As margins tighten and patient collections can make payment tricky for healthcare providers, at least one expert wonders if it's time to change. Luckily, economics may offer a clear plan.
Douglas Hough, associate scientist at the Department of Health Policy and Management at Johns Hopkins University, on Monday drew links between what he said are standard policy levers in behavioral economics and strategic points to fine tune the revenue cycle.
Hough delivered the keynote address at the Revenue Cycle Solutions Summit in Atlanta on Monday, an event run by Healthcare Finance.
[Follow live updates from the summit]
"Revenue cycle is about getting people to change how they do things, when they don't want to change how they do things," he said.

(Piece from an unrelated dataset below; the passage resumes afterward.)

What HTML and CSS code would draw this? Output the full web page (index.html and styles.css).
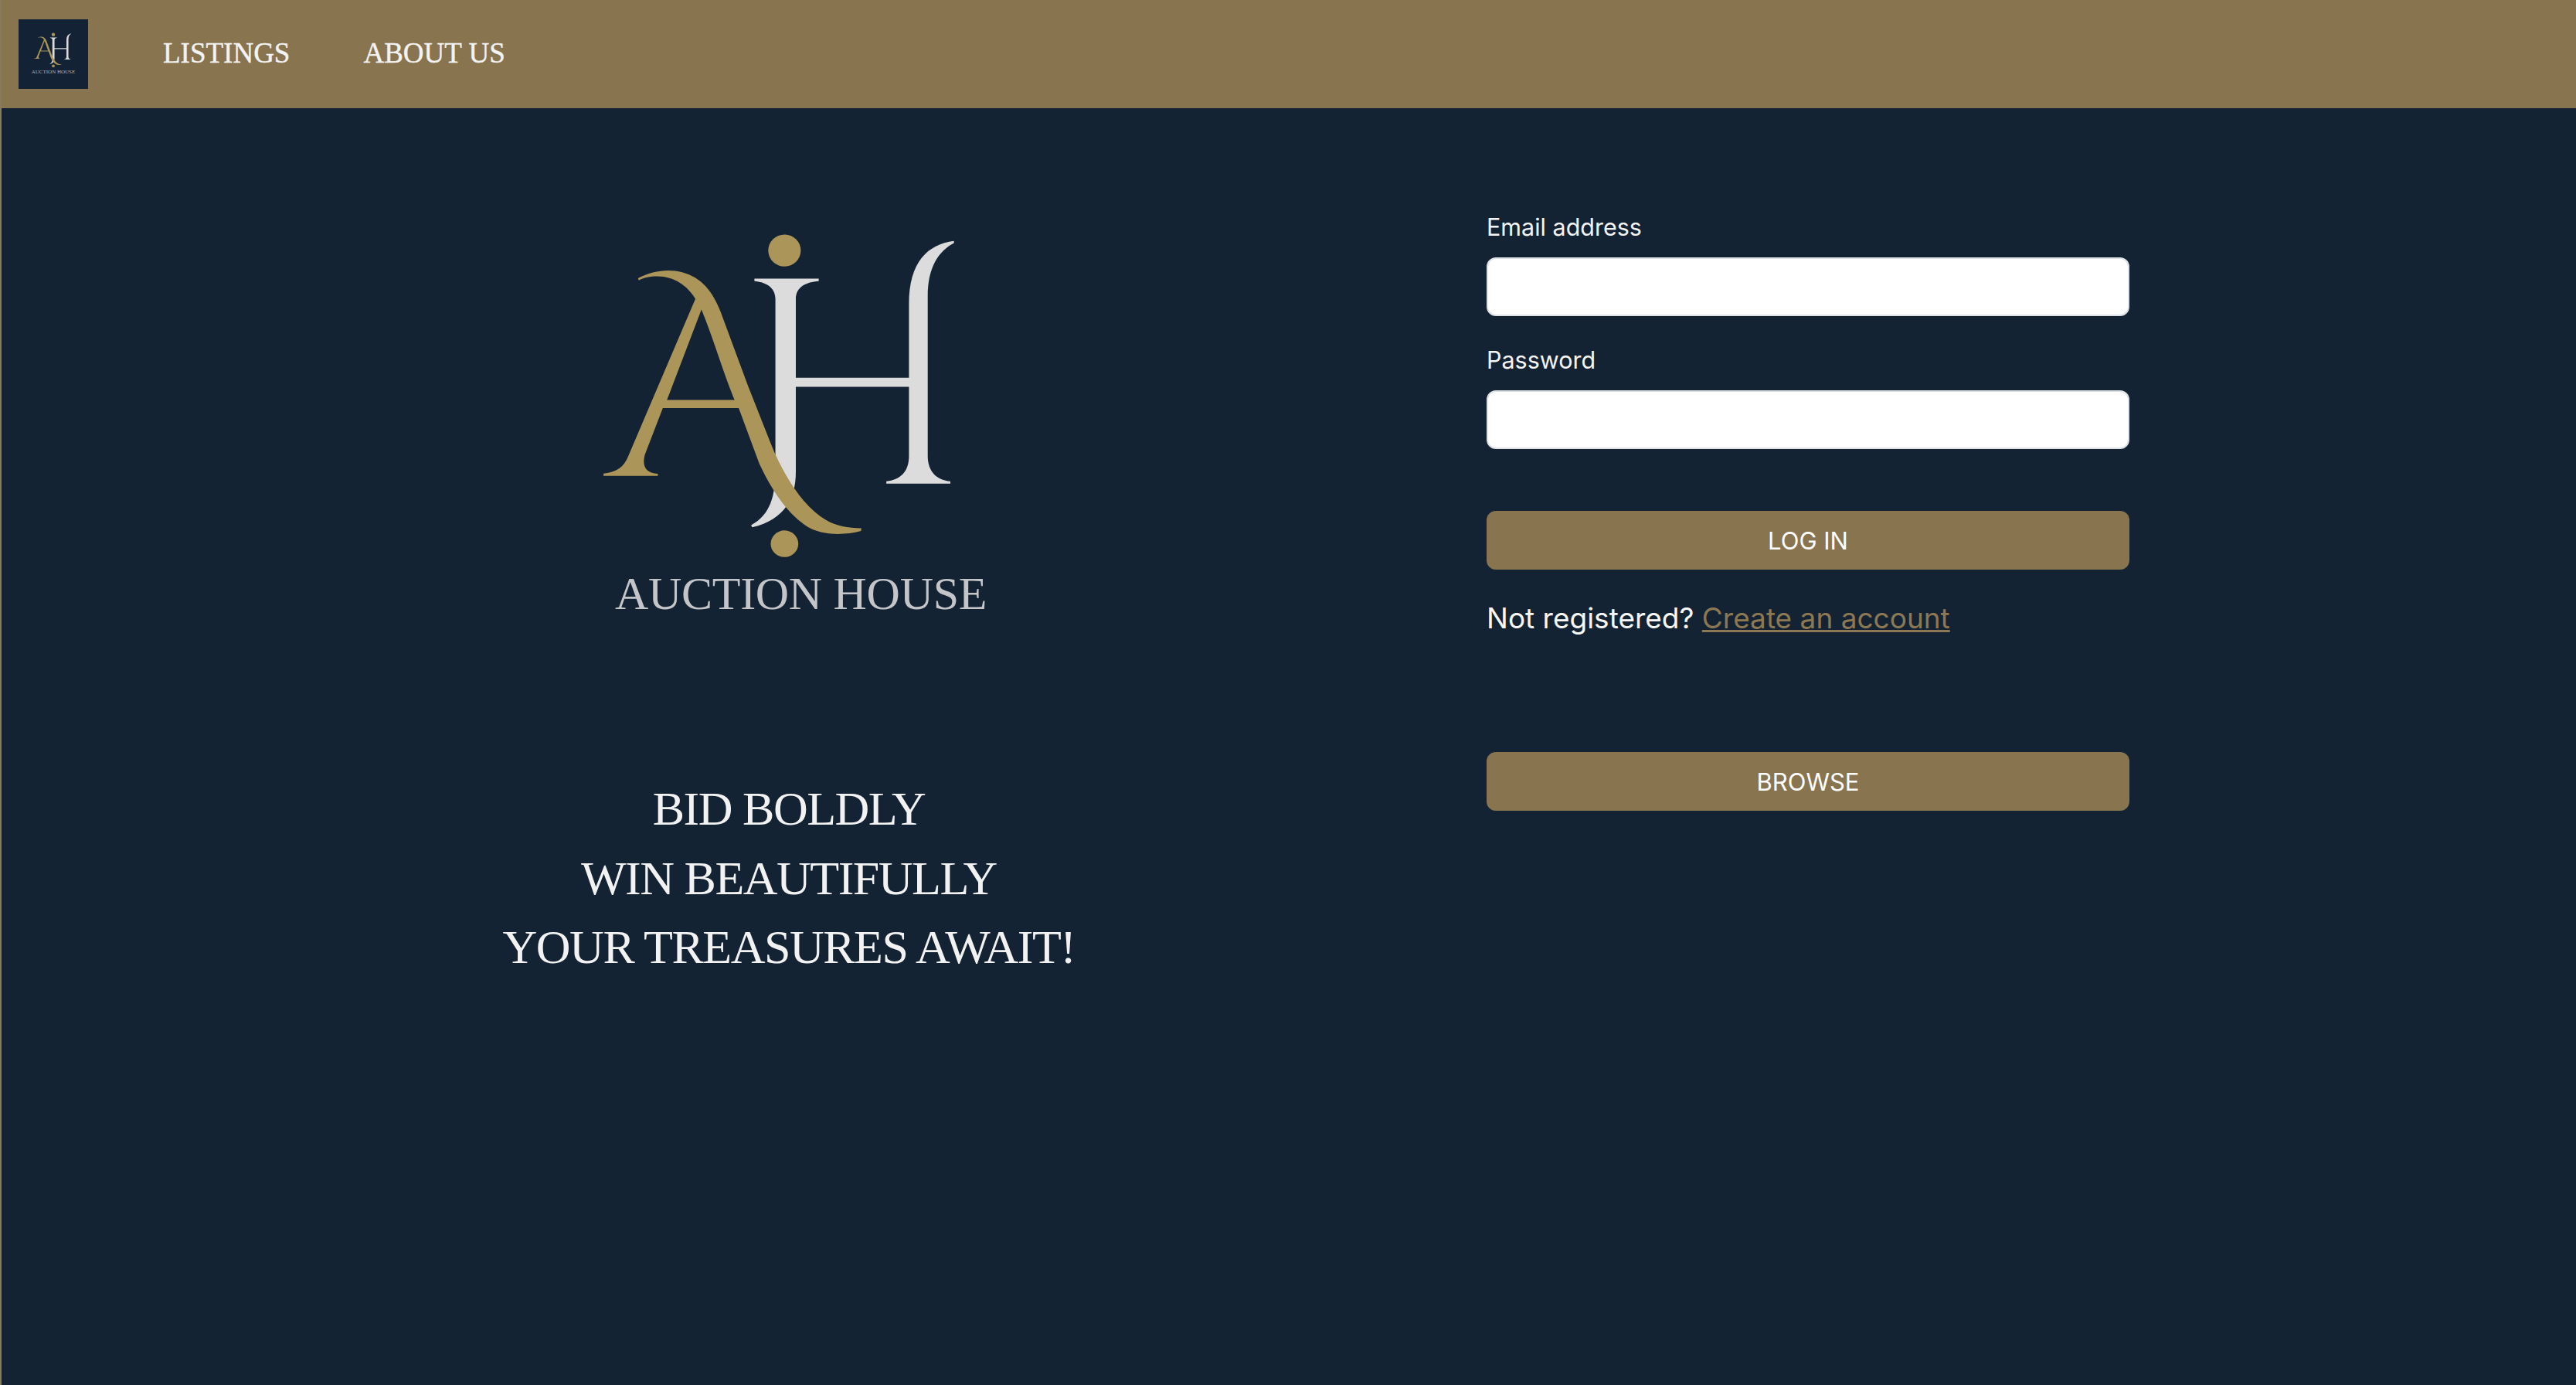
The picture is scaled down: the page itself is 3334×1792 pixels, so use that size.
FILE: index.html
```html
<!DOCTYPE html>
<html lang="en">
<head>
<meta charset="utf-8">
<title>AH Auction House</title>
<link rel="stylesheet" href="styles.css">
</head>
<body>
<svg class="defs" aria-hidden="true">
  <symbol id="ah-mark" viewBox="0 0 1568 1330" preserveAspectRatio="none">
    <path class="silver" d="M662 234 L895 234 L895 243 C850 246 812 265 812 310 L812 606 L1222 606 L1222 330 C1222 170 1290 105 1385 92 L1385 100 C1330 130 1290 190 1290 300 L1290 900 C1290 960 1325 992 1372 995 L1372 1004 L1140 1004 L1140 995 C1190 990 1222 960 1222 900 L1222 640 L812 640 L812 960 C812 1060 770 1140 654 1168 L650 1160 C720 1120 738 1050 738 950 L738 310 C738 265 700 246 662 243 Z"/>
    <path class="gold" fill-rule="evenodd" d="M240 232 C290 205 350 195 400 210 C470 230 510 280 540 360 L640 640 L720 850 C770 980 840 1090 920 1140 C960 1165 1000 1170 1050 1172 L1048 1182 C990 1198 920 1198 870 1175 C790 1130 730 1040 680 930 L605 720 L330 720 L265 895 C255 935 265 965 312 967 L312 975 L115 975 L115 966 C165 960 190 940 205 900 L448 310 C420 260 370 225 310 225 C285 225 260 230 243 240 Z M470 350 L345 690 L590 690 C550 590 510 450 470 350 Z"/>
    <ellipse class="gold" cx="771" cy="128" rx="59" ry="60"/>
    <ellipse class="gold" cx="771" cy="1230" rx="50" ry="50"/>
  </symbol>
</svg>
<header class="navbar">
  <a class="brand" href="#">
    <svg class="brand-mark"><use href="#ah-mark"/></svg>
    <span class="brand-text">AUCTION HOUSE</span>
  </a>
  <nav class="nav-links">
    <a href="#">LISTINGS</a>
    <a href="#">ABOUT US</a>
  </nav>
</header>
<main class="page">
  <section class="intro">
    <div class="logo">
      <svg class="logo-mark"><use href="#ah-mark"/></svg>
      <div class="logo-text">AUCTION HOUSE</div>
    </div>
    <p class="tagline">BID BOLDLY<br>WIN BEAUTIFULLY<br>YOUR TREASURES AWAIT!</p>
  </section>
  <section class="access">
    <form class="login">
      <label class="field-label" for="email">Email address</label>
      <input class="field" id="email" type="email">
      <label class="field-label" for="password">Password</label>
      <input class="field" id="password" type="password">
      <button class="btn btn-login" type="button">LOG IN</button>
      <p class="register">Not registered? <a href="#">Create an account</a></p>
    </form>
    <button class="btn btn-browse" type="button">BROWSE</button>
  </section>
</main>
</body>
</html>
```
FILE: styles.css
```css
* { box-sizing: border-box; }
html, body { margin: 0; height: 100%; }
body {
  background: #142333;
  color: #fff;
  font-family: Inter, "Liberation Sans", sans-serif;
  display: flex;
  flex-direction: column;
  overflow: hidden;
  border-left: 2px solid #8a7a5c;
}
.defs { width: 0; height: 0; display: block; position: absolute; }
.silver { fill: #dcdcdd; }
.gold { fill: #ab9558; }

.navbar {
  flex: none;
  height: 140px;
  background: #88744f;
  display: flex;
  align-items: center;
  padding-left: 22px;
}
.brand {
  width: 90px;
  height: 90px;
  background: #132235;
  display: flex;
  flex-direction: column;
  align-items: center;
  padding-top: 15px;
  text-decoration: none;
}
.brand-mark { width: 59px; height: 49px; display: block; }
.brand-text {
  font-family: "Liberation Serif", serif;
  font-size: 7px;
  line-height: 9px;
  color: #aeb2b8;
  white-space: nowrap;
}
.nav-links {
  display: flex;
  gap: 95px;
  margin-left: 97px;
  padding-bottom: 4px;
}
.nav-links a {
  font-family: "Liberation Serif", serif;
  font-size: 37px;
  color: #f3f3f3;
  text-decoration: none;
  -webkit-text-stroke: 0.4px #f3f3f3;
}

.page {
  flex: 1;
  display: grid;
  grid-template-columns: 1922px 832px;
}
.intro { padding-top: 140px; }
.logo { margin-left: 738px; }
.logo-mark { width: 560px; height: 458px; display: block; }
.logo-text {
  margin: -4px 0 0 56px;
  font-family: "Liberation Serif", serif;
  font-size: 60px;
  line-height: 68px;
  letter-spacing: -0.3px;
  color: #c3c5c9;
  white-space: nowrap;
}
.tagline {
  width: 2038px;
  margin: 200px 0 0;
  font-family: "Liberation Serif", serif;
  font-size: 62px;
  line-height: 89.5px;
  letter-spacing: -1.5px;
  text-align: center;
  color: #f2f2f2;
}

.access { padding-top: 129px; }
.login { display: flex; flex-direction: column; }
.field-label {
  font-size: 30.5px;
  line-height: 48px;
  margin-bottom: 16px;
  color: #f4f4f5;
  padding-top: 1px;
  height: 48px;
}
.field {
  height: 76px;
  border: 2px solid #dee2e6;
  border-radius: 12px;
  background: #fff;
  margin-bottom: 32px;
}
.btn {
  display: block;
  width: 100%;
  height: 76px;
  border: 0;
  border-radius: 12px;
  background: #88744f;
  color: #fff;
  font-family: inherit;
  font-size: 31px;
}
.btn-login { margin-top: 48px; }
.register {
  margin: 33px 0 0;
  font-size: 37px;
  line-height: 60px;
  color: #f7f7f7;
}
.register a { color: #8c7852; }
.btn-browse { margin-top: 143px; }
```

Hough suggested aligning with behavioral economics in the following ways:
Education/Persuasion: At this point, the onus is on the provider to educate the patient on the financial side of their care. That can include clear, up-front financial conversations, access to patient estimators and price transparency portals for starters.
Guideline/Checkpoints: Again, this can be related to clear communications with the patient, with engagement on the financial side occurring at multiple points in the process. It can also apply to straightforward billing that clearly delineates costs.
Penalties/Rewards: Establishing organization incentives is just one way.
Commitment Devices: For healthcare, this can include savings programs that help consumers meet their bills, like health savings accounts, for example.